# Given material
####################
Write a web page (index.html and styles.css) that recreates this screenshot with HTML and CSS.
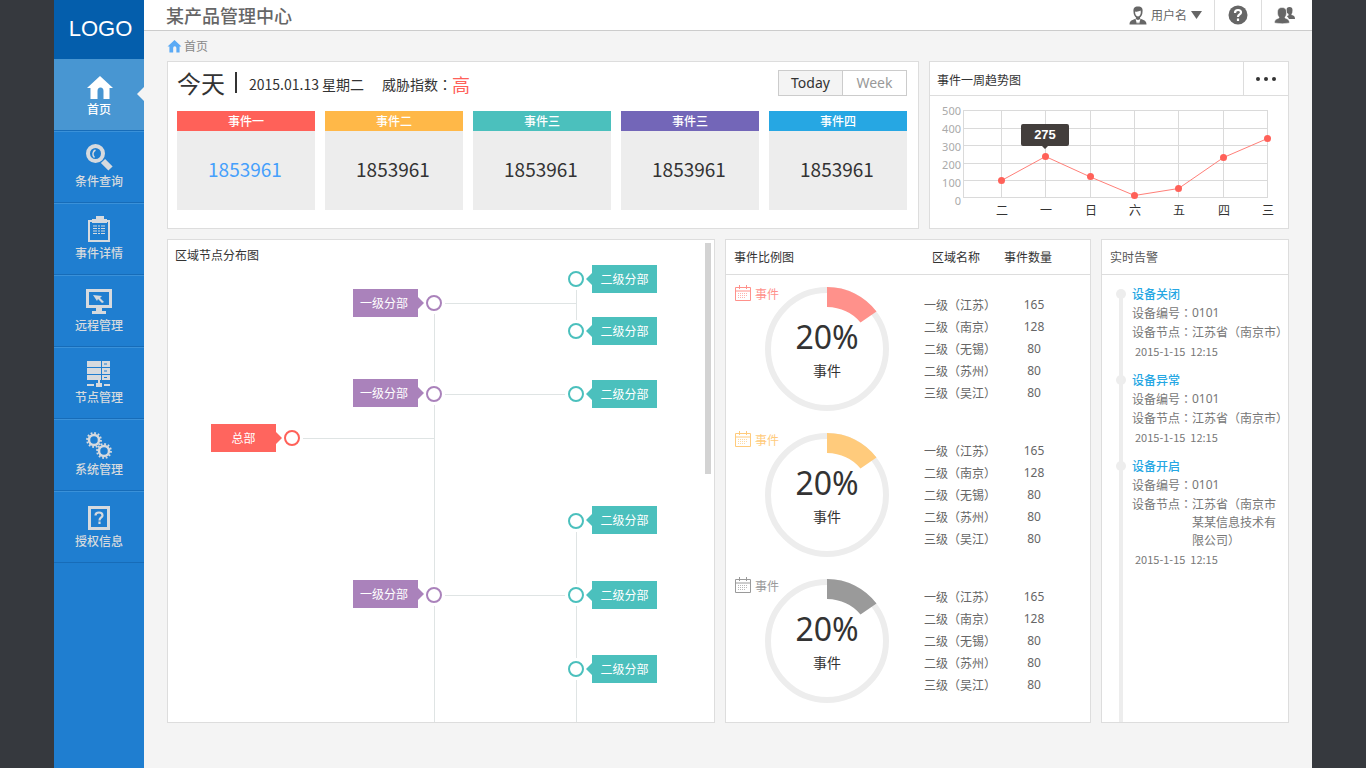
FILE: index.html
```html
<!DOCTYPE html>
<html lang="zh-CN">
<head>
<meta charset="utf-8">
<title>某产品管理中心</title>
<link rel="stylesheet" href="styles.css">
</head>
<body>
<svg class="defs" aria-hidden="true">
  <defs>
    <symbol id="home" viewBox="0 0 28 24"><path d="M14 0 1 12h3.500v11h7v-8q0-3.500 3-3.500t3 3.500v8h6V12H27z"/></symbol>
    <symbol id="calendar" viewBox="0 0 16 16"><path d="M.5 2.500h15v13H.5zM.5 6h15M4.500 0v4M11.500 0v4" fill="none" stroke="currentColor"/><path d="M3 8.500h10M3 10.500h10M3 12.500h8" fill="none" stroke="currentColor" stroke-dasharray="1 1" opacity=".7"/></symbol>
    <symbol id="ring" viewBox="0 0 124 124"><circle cx="62" cy="62" r="59" fill="none" stroke="#ededed" stroke-width="6"/><path d="M62 0A62 62 0 0 1 111.500 24.500L95.500 35.500Q83 20.500 62 20z"/></symbol>
    <symbol id="gear" viewBox="0 0 16 16"><circle cx="8" cy="8" r="5" fill="none" stroke="currentColor" stroke-width="2.500"/><circle cx="8" cy="8" r="6.900" fill="none" stroke="currentColor" stroke-width="2" stroke-dasharray="1.800 1.813"/></symbol>
  </defs>
</svg>
<div class="shell">
  <aside class="sidebar">
    <div class="logo">LOGO</div>
    <nav class="nav">
      <a class="nav-item active" href="#"><svg class="nav-icon" viewBox="0 0 28 28"><use href="#home" x="1" y="4" width="28" height="24"/></svg>首页</a>
      <a class="nav-item" href="#"><svg class="nav-icon" viewBox="0 0 28 28"><circle cx="10.500" cy="9.500" r="7.500" fill="none" stroke="currentColor" stroke-width="4"/><path d="M10.500 6a4.500 4.500 0 0 0-1 7.500" fill="none" stroke="currentColor" stroke-width="1.500"/><path d="m18 17 7.500 7.500" stroke="currentColor" stroke-width="6"/></svg>条件查询</a>
      <a class="nav-item" href="#"><svg class="nav-icon" viewBox="0 0 28 28"><path d="M3 4h4v2H5v18h18V6h-2V4h4v22H3zM7 7V3h4V0h8v3h3v4z"/><path d="M8 10h13M8 12.500h13M8 15h13M8 17.500h13" stroke="currentColor" stroke-dasharray="4 1 2 1"/></svg>事件详情</a>
      <a class="nav-item" href="#"><svg class="nav-icon" viewBox="0 0 28 28"><path d="M1 1h26v19H17v3h4v3H7v-3h4v-3H1zm3 3v13h20V4z" fill-rule="evenodd"/><path d="m8 7 9 1-2 2 4 4-2 1-4-4-1 2z"/></svg>远程管理</a>
      <a class="nav-item" href="#"><svg class="nav-icon" viewBox="0 0 28 28"><path d="M2 1h14v6H2zM17 1h8v6h-8zM2 8h14v6H2zM17 8h8v6h-8zM2 15h14v5H2zM17 15h8v5h-8zM13 20h2v3h2v4h-6v-4h2zM2 24h7v2H2zM19 24h6v2h-6z"/><path d="M19 4h3M19 11h3M19 17.500h3" stroke="#1f7ed0"/></svg>节点管理</a>
      <a class="nav-item" href="#"><svg class="nav-icon" viewBox="0 0 28 28"><use href="#gear" x="1" y="0" width="16" height="16"/><use href="#gear" x="11" y="11" width="16" height="16"/></svg>系统管理</a>
      <a class="nav-item" href="#"><svg class="nav-icon" viewBox="0 0 28 28"><path d="M4.500 3.500h19v21h-19z" fill="none" stroke="currentColor" stroke-width="3"/><path d="M10.500 11.500q0-3 3.500-3t3.500 3c0 2-3 2-3 5m0 1v2.500" fill="none" stroke="currentColor" stroke-width="2.200"/></svg>授权信息</a>
    </nav>
  </aside>
  <div class="page">
    <header class="topbar">
      <h1 class="title">某产品管理中心</h1>
      <button class="tool user" type="button">
        <svg width="18" height="19" viewBox="0 0 18 19"><path d="M4.500 6C4 2 5.500.5 9 .5S14 2 13.500 6c0 3-1.500 4.500-2.500 5.500v1c2 1.500 6.500 1 6.500 6H.5c0-5 4.500-4.500 6.500-6v-1C6 10.500 4.500 9 4.500 6"/><path d="M6 5.500c2 .5 4 0 5.500-1 1 2.500-.5 6-2.500 6s-3-2.500-3-5M6.500 13 9 14l2.500-1-1.500 5-1-2-1 2z" fill="#fff"/></svg>
        <span>用户名</span>
        <svg width="11" height="8" viewBox="0 0 11 8"><path d="M0 0h11L5.500 8z"/></svg>
      </button>
      <button class="tool help" type="button" aria-label="帮助"><svg width="20" height="20" viewBox="0 0 20 20"><circle cx="10" cy="10" r="9.500"/><path d="M7 8q0-3 3-3t3 2.500c0 2-3 2-3 4.500m0 1.500V16" fill="none" stroke="#fff" stroke-width="2.200"/></svg></button>
      <button class="tool people" type="button" aria-label="用户组"><svg width="21" height="17" viewBox="0 0 21 17"><path d="M12.500 3q0-3 3-3t3 3-1 4v1c1.500.5 3.500.5 3.500 4h-6c-1-2-2-2.500-2-3l1.500-.5V7q-2-1-2-4"/><path d="M3.500 5C3.500 2 5 .500 8 .500s4.500 1.500 4.500 4.500-.500 4-1.500 5v1c2 1 4.500 1 4.500 5q-7 1.500-15 0c0-4 2.500-4 4.500-5v-1C4 9 3.500 8 3.500 5" stroke="#fff" stroke-width=".5"/></svg></button>
    </header>
    <main class="content">
      <nav class="crumb"><svg width="15" height="13"><use href="#home"/></svg><a href="#">首页</a></nav>
      <div class="row row-top">
        <section class="card summary">
          <div class="summary-head">
            <h2 class="today">今天</h2><i class="bar"></i>
            <p class="date">2015.01.13 星期二</p>
            <p class="threat">威胁指数<i class="mid" lang="zh-TW">：</i><strong>高</strong></p>
            <div class="toggle"><button class="on" type="button">Today</button><button type="button">Week</button></div>
          </div>
          <div class="stats">
            <article class="stat red"><h3>事件一</h3><p>1853961</p></article>
            <article class="stat orange"><h3>事件二</h3><p>1853961</p></article>
            <article class="stat teal"><h3>事件三</h3><p>1853961</p></article>
            <article class="stat violet"><h3>事件三</h3><p>1853961</p></article>
            <article class="stat blue"><h3>事件四</h3><p>1853961</p></article>
          </div>
        </section>
        <section class="card">
          <div class="card-head trend-head"><h2>事件一周趋势图</h2><button class="more" type="button" aria-label="更多"><svg width="22" height="4" viewBox="0 0 22 4"><circle cx="3" cy="2" r="2"/><circle cx="11" cy="2" r="2"/><circle cx="19" cy="2" r="2"/></svg></button></div>
          <svg class="chart" viewBox="0 0 358 132">
            <path class="grid" d="M33.500 14v88M71.500 14v88M115.500 14v88M160.500 14v88M204.500 14v88M248.500 14v88M293.500 14v88M337.500 14v88M33 14.500h305M33 32.500h305M33 49.500h305M33 67.500h305M33 84.500h305M33 101.500h305"/>
            <g class="y-labels"><text x="31" y="19">500</text><text x="31" y="37">400</text><text x="31" y="55">300</text><text x="31" y="73">200</text><text x="31" y="91">100</text><text x="31" y="109">0</text></g>
            <g class="x-labels"><text x="72" y="119">二</text><text x="116" y="119">一</text><text x="161" y="119">日</text><text x="205" y="119">六</text><text x="249" y="119">五</text><text x="294" y="119">四</text><text x="338" y="119">三</text></g>
            <path class="trend" d="M71.500 84.500 115.500 60.500 160.500 81 204.500 99.500 248.500 92.500 293.500 61.500 337.500 42.500"/>
            <g class="points"><circle cx="71.500" cy="84.500" r="3.500"/><circle cx="115.500" cy="60.500" r="3.500"/><circle cx="160.500" cy="80.500" r="3.500"/><circle cx="204.500" cy="99.500" r="3.500"/><circle cx="248.500" cy="92.500" r="3.500"/><circle cx="293.500" cy="61.500" r="3.500"/><circle cx="337.500" cy="42.500" r="3.500"/></g>
            <path class="tip" d="M93 28h44q2 0 2 2v18q0 2-2 2h-19l-3 3-3-3H93q-2 0-2-2V30q0-2 2-2"/>
            <text class="tip-text" x="115" y="43">275</text>
          </svg>
        </section>
      </div>
      <div class="row row-bottom">
        <section class="card tree-card">
          <h2 class="tree-title">区域节点分布图</h2>
          <div class="tree">
            <svg class="links" width="536" height="482" viewBox="0 0 536 482">
              <path class="link" d="M266.500 74v68M266.500 165v179M266.500 366v116M277 63.500h132M277 154.500h120M135 198.500h131M277 355.500h120M408.500 50v30M408.500 292v52M408.500 366v52M408.500 440v42"/>
              <g class="c-root"><circle cx="124" cy="198" r="7"/></g>
              <g class="c-first"><circle cx="266" cy="63" r="7"/><circle cx="266" cy="154" r="7"/><circle cx="266" cy="355" r="7"/></g>
              <g class="c-second"><circle cx="408" cy="39" r="7"/><circle cx="408" cy="91" r="7"/><circle cx="408" cy="154" r="7"/><circle cx="408" cy="281" r="7"/><circle cx="408" cy="355" r="7"/><circle cx="408" cy="429" r="7"/></g>
            </svg>
            <span class="tag root n1">总部</span>
            <span class="tag first n2">一级分部</span><span class="tag first n3">一级分部</span><span class="tag first n4">一级分部</span>
            <span class="tag second n5">二级分部</span><span class="tag second n6">二级分部</span><span class="tag second n7">二级分部</span><span class="tag second n8">二级分部</span><span class="tag second n9">二级分部</span><span class="tag second n10">二级分部</span>
          </div>
          <i class="scroll-thumb"></i>
        </section>
        <section class="card">
          <div class="card-head ratio-head"><h2>事件比例图</h2><span id="area">区域名称</span><span id="count">事件数量</span></div>
          <div class="groups">
            <div class="group g-red"><div class="kind"><svg width="16" height="16"><use href="#calendar"/></svg>事件</div>
              <div class="ring"><svg width="124" height="124"><use href="#ring"/></svg><div class="ring-text"><b>20%</b><span>事件</span></div></div>
              <table aria-labelledby="area count"><tr><td>一级<i class="mid" lang="zh-TW">（</i>江苏<i class="mid" lang="zh-TW">）</i></td><td>165</td></tr><tr><td>二级<i class="mid" lang="zh-TW">（</i>南京<i class="mid" lang="zh-TW">）</i></td><td>128</td></tr><tr><td>二级<i class="mid" lang="zh-TW">（</i>无锡<i class="mid" lang="zh-TW">）</i></td><td>80</td></tr><tr><td>二级<i class="mid" lang="zh-TW">（</i>苏州<i class="mid" lang="zh-TW">）</i></td><td>80</td></tr><tr><td>三级<i class="mid" lang="zh-TW">（</i>吴江<i class="mid" lang="zh-TW">）</i></td><td>80</td></tr></table></div>
            <div class="group g-orange"><div class="kind"><svg width="16" height="16"><use href="#calendar"/></svg>事件</div>
              <div class="ring"><svg width="124" height="124"><use href="#ring"/></svg><div class="ring-text"><b>20%</b><span>事件</span></div></div>
              <table aria-labelledby="area count"><tr><td>一级<i class="mid" lang="zh-TW">（</i>江苏<i class="mid" lang="zh-TW">）</i></td><td>165</td></tr><tr><td>二级<i class="mid" lang="zh-TW">（</i>南京<i class="mid" lang="zh-TW">）</i></td><td>128</td></tr><tr><td>二级<i class="mid" lang="zh-TW">（</i>无锡<i class="mid" lang="zh-TW">）</i></td><td>80</td></tr><tr><td>二级<i class="mid" lang="zh-TW">（</i>苏州<i class="mid" lang="zh-TW">）</i></td><td>80</td></tr><tr><td>三级<i class="mid" lang="zh-TW">（</i>吴江<i class="mid" lang="zh-TW">）</i></td><td>80</td></tr></table></div>
            <div class="group g-gray"><div class="kind"><svg width="16" height="16"><use href="#calendar"/></svg>事件</div>
              <div class="ring"><svg width="124" height="124"><use href="#ring"/></svg><div class="ring-text"><b>20%</b><span>事件</span></div></div>
              <table aria-labelledby="area count"><tr><td>一级<i class="mid" lang="zh-TW">（</i>江苏<i class="mid" lang="zh-TW">）</i></td><td>165</td></tr><tr><td>二级<i class="mid" lang="zh-TW">（</i>南京<i class="mid" lang="zh-TW">）</i></td><td>128</td></tr><tr><td>二级<i class="mid" lang="zh-TW">（</i>无锡<i class="mid" lang="zh-TW">）</i></td><td>80</td></tr><tr><td>二级<i class="mid" lang="zh-TW">（</i>苏州<i class="mid" lang="zh-TW">）</i></td><td>80</td></tr><tr><td>三级<i class="mid" lang="zh-TW">（</i>吴江<i class="mid" lang="zh-TW">）</i></td><td>80</td></tr></table></div>
          </div>
        </section>
        <section class="card alerts-card">
          <div class="card-head"><h2 class="soft">实时告警</h2></div>
          <div class="alerts">
            <article class="alert"><h3>设备关闭</h3>
              <p><span>设备编号<i class="mid" lang="zh-TW">：</i></span><span class="num">0101</span></p>
              <p><span>设备节点<i class="mid" lang="zh-TW">：</i></span><span>江苏省<i class="mid" lang="zh-TW">（</i>南京市<i class="mid" lang="zh-TW">）</i></span></p>
              <time>2015-1-15&nbsp; 12:15</time></article>
            <article class="alert"><h3>设备异常</h3>
              <p><span>设备编号<i class="mid" lang="zh-TW">：</i></span><span class="num">0101</span></p>
              <p><span>设备节点<i class="mid" lang="zh-TW">：</i></span><span>江苏省<i class="mid" lang="zh-TW">（</i>南京市<i class="mid" lang="zh-TW">）</i></span></p>
              <time>2015-1-15&nbsp; 12:15</time></article>
            <article class="alert"><h3>设备开启</h3>
              <p><span>设备编号<i class="mid" lang="zh-TW">：</i></span><span class="num">0101</span></p>
              <p><span>设备节点<i class="mid" lang="zh-TW">：</i></span><span>江苏省<i class="mid" lang="zh-TW">（</i>南京市<br>某某信息技术有<br>限公司<i class="mid" lang="zh-TW">）</i></span></p>
              <time>2015-1-15&nbsp; 12:15</time></article>
          </div>
        </section>
      </div>
    </main>
  </div>
</div>
</body>
</html>
```
FILE: styles.css
```css
* { box-sizing: border-box; margin: 0; padding: 0; }
body {
  background: #36393e;
  color: #333;
  font: 12px/18px "Noto Sans CJK SC", sans-serif;
  text-spacing-trim: space-all;
}
a { color: inherit; text-decoration: none; }
button { font: inherit; color: inherit; background: none; border: 0; cursor: pointer; }
h1, h2, h3 { font-size: 12px; font-weight: 400; }
i { font-style: normal; }
svg { display: block; fill: currentColor; }
.defs { position: absolute; width: 0; height: 0; }
/* Full-width punctuation centred in its box */
.mid { display: inline-block; font-family: "Noto Sans CJK TC", sans-serif; }
.num { font-family: "Noto Sans", sans-serif; }

.shell { display: flex; min-height: 100vh; margin: 0 54px; background: #f4f4f4; }
.sidebar { flex: 0 0 90px; background: #1f7ed0; }
.logo {
  height: 59px;
  padding-left: 3px;
  background: #045eac;
  color: #fff;
  font: 22px/58px "Liberation Sans", sans-serif;
  text-align: center;
}
.nav-item {
  position: relative;
  display: flex;
  flex-direction: column;
  align-items: center;
  height: 72px;
  padding-top: 12px;
  border-top: 1px solid #3a91d9;
  border-bottom: 1px solid #176cb8;
  color: #d6dade;
  font-weight: 500;
}
.nav-icon { width: 28px; height: 28px; }
.nav-item.active { background: #4896d2; border-top-color: #4896d2; color: #fff; }
.nav-item.active::after {
  content: "";
  position: absolute;
  right: 0;
  top: 27px;
  border: 7px solid transparent;
  border-left: 0;
  border-right-color: #f4f4f4;
}

.page { flex: 1; min-width: 0; }
.topbar {
  display: flex;
  height: 31px;
  padding-left: 22px;
  background: #fff;
  border-bottom: 1px solid #ccc;
  color: #666;
}
.title { flex: 1; font-size: 18px; font-weight: 500; line-height: 30px; }
.tool { display: flex; align-items: center; justify-content: center; }
.user { gap: 4px; padding-right: 12px; }
.help { width: 48px; border: 1px solid #ddd; border-width: 0 1px; }
.people { width: 50px; padding-right: 6px; }

.content { padding: 0 23px 45px; }
.crumb { display: flex; align-items: center; gap: 2px; height: 30px; color: #888; }
.crumb svg { color: #5aaaf5; }
.row { display: grid; gap: 10px; }
.row-top { grid-template-columns: minmax(0, 752fr) minmax(0, 360fr); margin-bottom: 10px; }
.row-bottom { grid-template-columns: minmax(0, 548fr) minmax(0, 366fr) minmax(0, 188fr); }
.card { position: relative; background: #fff; border: 1px solid #ddd; }
.card-head {
  display: flex;
  align-items: center;
  height: 35px;
  padding-left: 8px;
  border-bottom: 1px solid #ddd;
}
.soft { color: #555; }

.summary { padding: 0 11px 18px 9px; }
.summary-head { display: flex; align-items: center; height: 49px; padding-bottom: 8px; font-size: 14px; }
.today { font-size: 24px; line-height: 30px; }
.bar { width: 2px; height: 21px; margin: 0 12px 0 10px; background: #333; }
.date { margin-right: 18px; padding-top: 2px; }
.threat { display: flex; flex: 1; align-items: center; padding-top: 2px; }
.threat strong { color: #ff6159; font-size: 18px; font-weight: 400; }
.toggle { display: flex; border: 1px solid #ccc; font-family: "Noto Sans", sans-serif; }
.toggle button { width: 63px; height: 24px; color: #999; line-height: 22px; }
.toggle .on { width: 64px; background: #f4f4f4; border-right: 1px solid #ccc; color: #333; }
.stats { display: grid; grid-template-columns: repeat(5, 1fr); gap: 10px; text-align: center; }
.stat h3 { color: #fff; font-weight: 500; line-height: 20px; }
.stat p { padding: 0 2px 3px 0; background: #ededed; font-size: 19px; line-height: 76px; }
.red h3 { background: #ff6159; }
.red p { color: #46a0fc; }
.orange h3 { background: #ffb848; }
.teal h3 { background: #4bc0bd; }
.violet h3 { background: #7366b8; }
.blue h3 { background: #26a7e3; }

.trend-head { height: 34px; padding-left: 7px; }
.trend-head h2 { flex: 1; padding-top: 3px; }
.more { display: grid; place-items: center; width: 45px; height: 33px; border-left: 1px solid #ddd; }
.chart { width: 100%; height: auto; font-size: 12px; }
.grid { stroke: #dadada; }
.y-labels { fill: #aaa; font-family: "Noto Sans", sans-serif; font-size: 11px; text-anchor: end; }
.x-labels { text-anchor: middle; }
.trend { fill: none; stroke: #ff8079; }
.points { fill: #ff6159; }
.tip { fill: #433e3c; }
.tip-text { fill: #fff; font: bold 13px "Liberation Sans", sans-serif; text-anchor: middle; }

.tree-card { overflow: hidden; }
.tree-title { position: absolute; left: 7px; top: 6px; }
.tree { position: relative; width: 536px; height: 482px; }
.link { fill: none; stroke: #dfe4e4; }
.links circle { fill: #fff; stroke: currentColor; stroke-width: 2; }
.c-root { color: #ff6159; }
.c-first { color: #aa82bb; }
.c-second { color: #4bc0bd; }
.tag { position: absolute; width: 65px; color: #fff; line-height: 28px; text-align: center; }
.tag::after { content: ""; position: absolute; top: 8px; border: 6px solid transparent; }
.root { background: #ff655e; }
.first { left: 185px; padding-right: 3px; background: #aa82bb; }
.second { left: 424px; background: #4bc0bd; }
.root::after, .first::after { left: 65px; border-right: 0; }
.root::after { border-left-color: #ff655e; }
.first::after { border-left-color: #aa82bb; }
.second::after { right: 65px; border-left: 0; border-right-color: #4bc0bd; }
.n1 { left: 43px; top: 184px; }
.n2 { top: 49px; }
.n3 { top: 139px; }
.n4 { top: 340px; }
.n5 { top: 25px; }
.n6 { top: 77px; }
.n7 { top: 140px; }
.n8 { top: 266px; }
.n9 { top: 341px; }
.n10 { top: 415px; }
.scroll-thumb { position: absolute; right: 3px; top: 3px; width: 6px; height: 231px; background: #d3d3d3; }

.ratio-head h2 { flex: 1; }
.ratio-head span { width: 72px; }
.ratio-head span:last-child { width: 86px; }
.groups { display: grid; gap: 22px; padding: 12px 0; }
.group { display: flex; align-items: center; justify-content: space-between; padding-right: 32px; color: #666; }
.kind { position: absolute; left: 9px; display: flex; gap: 4px; align-self: flex-start; margin-top: -2px; }
.ring { position: relative; margin-left: 39px; }
.ring-text { position: absolute; inset: 0; display: flex; flex-direction: column; align-items: center; padding-top: 31px; color: #333; }
.ring-text b { font: 32px/38px "Noto Sans", sans-serif; }
.ring-text span { margin-top: 5px; font-size: 14px; }
.g-red .ring, .g-red .kind { color: #ff918b; }
.g-orange .ring, .g-orange .kind { color: #ffcb7c; }
.g-gray .ring, .g-gray .kind { color: #9a9a9a; }
.group table { border-collapse: collapse; line-height: 22px; }
.group td:first-child { width: 86px; }
.group td:last-child { width: 48px; font-family: "Noto Sans", sans-serif; text-align: center; }

.alerts-card { display: flex; flex-direction: column; }
.alerts { position: relative; flex: 1; padding: 9px 0 0 30px; color: #777; }
.alerts::before { content: ""; position: absolute; left: 17px; top: 19px; bottom: 0; width: 4px; background: #ededed; }
.alert { position: relative; margin-bottom: 10px; line-height: 18px; }
.alert::before { content: ""; position: absolute; left: -16px; top: 5px; width: 10px; height: 10px; border-radius: 50%; background: #ededed; }
.alert h3 { color: #26a7e3; font-weight: 500; line-height: 20px; }
.alert p { display: flex; margin-bottom: 1px; white-space: nowrap; }
.alert p span:first-child { width: 60px; }
.alert time { display: block; padding-left: 3px; font-size: 11px; }
```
####################
# Task to complete
Give only the number of lines in the data that hold the word "index".

# Written response
2